Take every line that has the string "components" and copy it out.

## start Input rows

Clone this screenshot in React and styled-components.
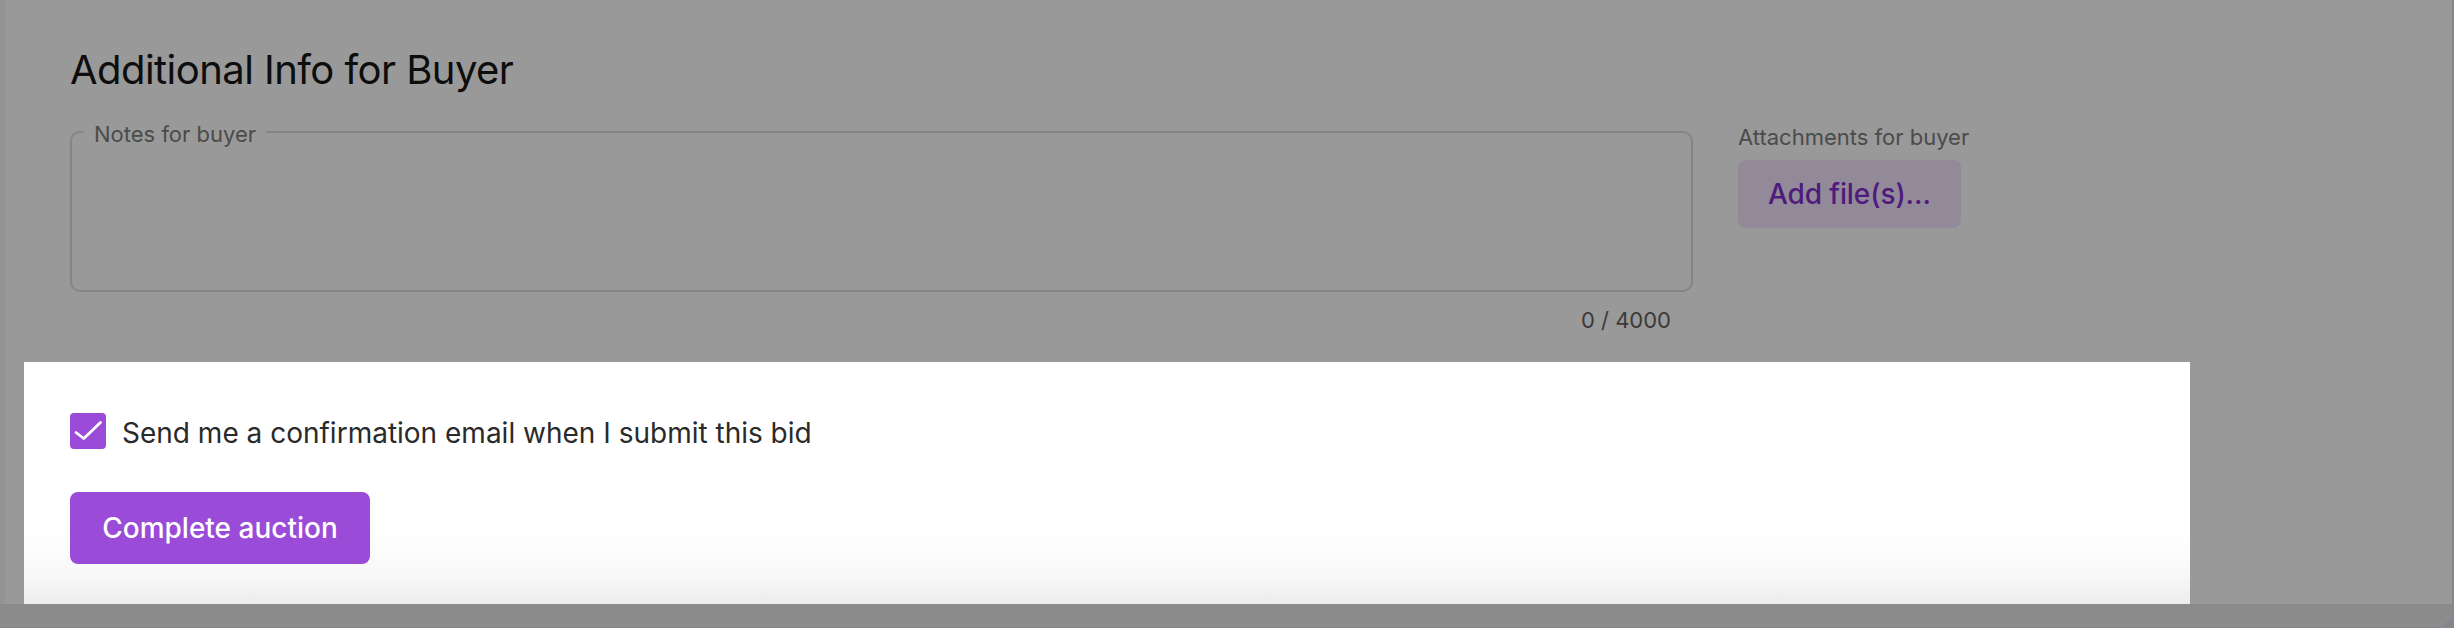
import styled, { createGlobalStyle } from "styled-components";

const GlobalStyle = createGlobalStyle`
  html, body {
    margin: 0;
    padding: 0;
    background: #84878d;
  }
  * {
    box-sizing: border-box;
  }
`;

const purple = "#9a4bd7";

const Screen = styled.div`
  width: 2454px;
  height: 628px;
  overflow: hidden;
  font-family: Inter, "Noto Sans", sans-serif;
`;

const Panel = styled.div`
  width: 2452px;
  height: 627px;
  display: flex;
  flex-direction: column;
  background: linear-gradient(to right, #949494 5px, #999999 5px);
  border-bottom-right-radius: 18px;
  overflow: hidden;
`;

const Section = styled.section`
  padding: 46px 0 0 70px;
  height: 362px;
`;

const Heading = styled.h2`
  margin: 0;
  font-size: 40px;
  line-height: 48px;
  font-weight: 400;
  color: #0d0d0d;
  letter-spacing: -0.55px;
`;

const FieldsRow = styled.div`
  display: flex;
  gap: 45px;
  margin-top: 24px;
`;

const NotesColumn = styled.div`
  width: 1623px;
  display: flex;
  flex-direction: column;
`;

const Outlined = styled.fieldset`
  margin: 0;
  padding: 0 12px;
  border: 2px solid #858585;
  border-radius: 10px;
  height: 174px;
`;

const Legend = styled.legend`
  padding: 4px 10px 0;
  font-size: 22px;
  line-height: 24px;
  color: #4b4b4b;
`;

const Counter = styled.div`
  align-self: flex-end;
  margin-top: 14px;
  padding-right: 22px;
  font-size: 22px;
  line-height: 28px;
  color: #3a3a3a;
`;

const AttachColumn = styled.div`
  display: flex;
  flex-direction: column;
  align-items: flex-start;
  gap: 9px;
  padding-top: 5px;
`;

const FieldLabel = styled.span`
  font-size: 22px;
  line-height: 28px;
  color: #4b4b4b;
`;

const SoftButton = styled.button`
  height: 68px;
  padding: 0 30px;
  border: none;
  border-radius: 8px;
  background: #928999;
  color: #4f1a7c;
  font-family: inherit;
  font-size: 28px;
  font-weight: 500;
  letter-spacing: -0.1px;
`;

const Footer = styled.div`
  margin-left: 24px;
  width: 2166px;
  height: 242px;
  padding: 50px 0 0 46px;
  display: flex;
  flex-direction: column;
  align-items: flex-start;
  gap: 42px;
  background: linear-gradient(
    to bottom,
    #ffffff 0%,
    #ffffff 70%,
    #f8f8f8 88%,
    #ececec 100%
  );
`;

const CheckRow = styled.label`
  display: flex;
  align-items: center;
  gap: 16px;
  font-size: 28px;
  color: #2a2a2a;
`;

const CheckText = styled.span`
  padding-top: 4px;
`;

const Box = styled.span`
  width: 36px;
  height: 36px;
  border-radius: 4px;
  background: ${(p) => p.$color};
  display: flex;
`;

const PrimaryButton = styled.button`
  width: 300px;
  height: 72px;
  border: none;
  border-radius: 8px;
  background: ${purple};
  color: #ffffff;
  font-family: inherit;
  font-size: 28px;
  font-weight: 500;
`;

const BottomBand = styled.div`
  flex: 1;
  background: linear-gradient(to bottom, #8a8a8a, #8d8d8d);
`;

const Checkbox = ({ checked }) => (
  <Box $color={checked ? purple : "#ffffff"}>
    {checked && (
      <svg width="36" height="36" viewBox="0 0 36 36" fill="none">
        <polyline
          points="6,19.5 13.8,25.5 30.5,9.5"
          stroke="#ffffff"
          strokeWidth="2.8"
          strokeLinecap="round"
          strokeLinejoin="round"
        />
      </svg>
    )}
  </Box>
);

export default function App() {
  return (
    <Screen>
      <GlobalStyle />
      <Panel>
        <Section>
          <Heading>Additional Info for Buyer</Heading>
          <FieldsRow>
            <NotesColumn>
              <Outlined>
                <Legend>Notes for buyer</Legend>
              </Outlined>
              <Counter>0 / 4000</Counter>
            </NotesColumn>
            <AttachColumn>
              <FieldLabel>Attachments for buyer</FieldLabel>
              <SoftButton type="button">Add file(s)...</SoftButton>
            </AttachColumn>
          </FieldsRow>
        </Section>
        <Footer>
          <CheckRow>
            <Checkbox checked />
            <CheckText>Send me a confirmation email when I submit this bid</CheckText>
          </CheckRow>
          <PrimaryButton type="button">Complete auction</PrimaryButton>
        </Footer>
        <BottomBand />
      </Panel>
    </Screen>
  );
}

## end Input rows
## start Input rows

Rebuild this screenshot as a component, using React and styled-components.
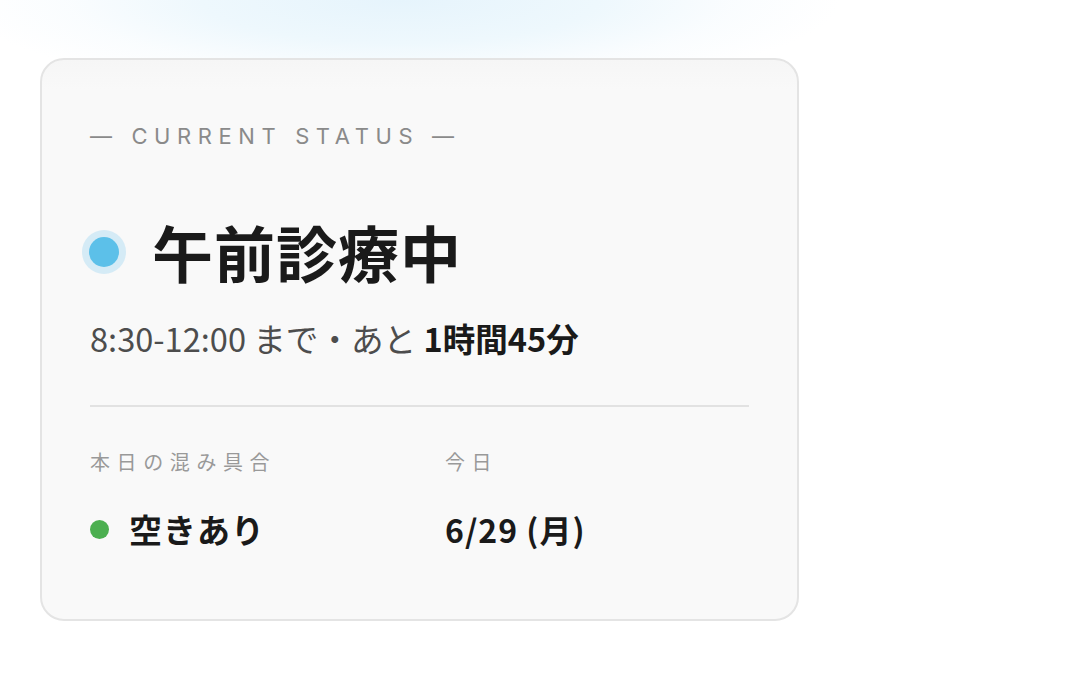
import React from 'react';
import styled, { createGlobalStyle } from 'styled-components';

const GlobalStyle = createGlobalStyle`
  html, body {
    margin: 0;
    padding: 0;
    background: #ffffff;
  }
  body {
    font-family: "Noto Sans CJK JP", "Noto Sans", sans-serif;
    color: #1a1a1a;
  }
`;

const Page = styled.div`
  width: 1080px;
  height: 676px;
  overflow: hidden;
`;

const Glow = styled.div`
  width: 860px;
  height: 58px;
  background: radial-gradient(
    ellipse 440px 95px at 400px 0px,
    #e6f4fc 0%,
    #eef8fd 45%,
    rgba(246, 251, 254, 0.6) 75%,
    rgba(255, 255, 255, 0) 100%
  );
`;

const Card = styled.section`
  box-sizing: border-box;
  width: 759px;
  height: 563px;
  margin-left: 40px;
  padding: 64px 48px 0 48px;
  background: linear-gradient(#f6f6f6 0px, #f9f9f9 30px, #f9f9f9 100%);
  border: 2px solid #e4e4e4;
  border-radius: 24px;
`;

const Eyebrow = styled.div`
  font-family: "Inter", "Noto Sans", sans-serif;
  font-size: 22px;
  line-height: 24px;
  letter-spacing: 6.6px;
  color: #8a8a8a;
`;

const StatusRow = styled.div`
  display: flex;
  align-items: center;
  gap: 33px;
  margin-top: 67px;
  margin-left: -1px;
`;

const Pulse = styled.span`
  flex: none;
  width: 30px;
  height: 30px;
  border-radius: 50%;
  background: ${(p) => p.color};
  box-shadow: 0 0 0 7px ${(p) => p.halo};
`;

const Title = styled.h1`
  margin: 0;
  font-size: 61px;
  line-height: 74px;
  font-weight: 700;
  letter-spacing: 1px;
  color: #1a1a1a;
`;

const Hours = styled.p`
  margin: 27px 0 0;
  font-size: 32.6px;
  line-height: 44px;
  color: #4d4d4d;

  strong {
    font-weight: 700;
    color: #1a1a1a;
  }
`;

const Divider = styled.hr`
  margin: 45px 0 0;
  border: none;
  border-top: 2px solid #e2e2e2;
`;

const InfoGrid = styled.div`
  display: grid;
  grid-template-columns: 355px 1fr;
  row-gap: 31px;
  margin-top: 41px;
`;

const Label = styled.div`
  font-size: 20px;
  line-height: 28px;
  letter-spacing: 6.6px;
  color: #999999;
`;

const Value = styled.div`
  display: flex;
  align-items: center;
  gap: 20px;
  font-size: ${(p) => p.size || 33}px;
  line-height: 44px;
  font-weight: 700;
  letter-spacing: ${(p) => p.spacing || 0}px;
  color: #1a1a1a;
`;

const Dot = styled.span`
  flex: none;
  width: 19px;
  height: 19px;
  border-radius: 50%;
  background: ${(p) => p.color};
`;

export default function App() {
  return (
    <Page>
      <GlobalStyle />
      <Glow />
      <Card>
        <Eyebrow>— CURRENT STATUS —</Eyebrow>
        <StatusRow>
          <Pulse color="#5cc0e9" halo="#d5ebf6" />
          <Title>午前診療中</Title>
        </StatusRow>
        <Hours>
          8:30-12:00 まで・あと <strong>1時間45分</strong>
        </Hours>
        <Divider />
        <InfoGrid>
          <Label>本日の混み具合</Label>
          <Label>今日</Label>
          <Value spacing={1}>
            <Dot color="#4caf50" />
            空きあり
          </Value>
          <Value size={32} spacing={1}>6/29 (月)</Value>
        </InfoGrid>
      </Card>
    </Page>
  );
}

## end Input rows

__Solution below__:
Clone this screenshot in React and styled-components.
import styled, { createGlobalStyle } from "styled-components";
Rebuild this screenshot as a component, using React and styled-components.
import styled, { createGlobalStyle } from 'styled-components';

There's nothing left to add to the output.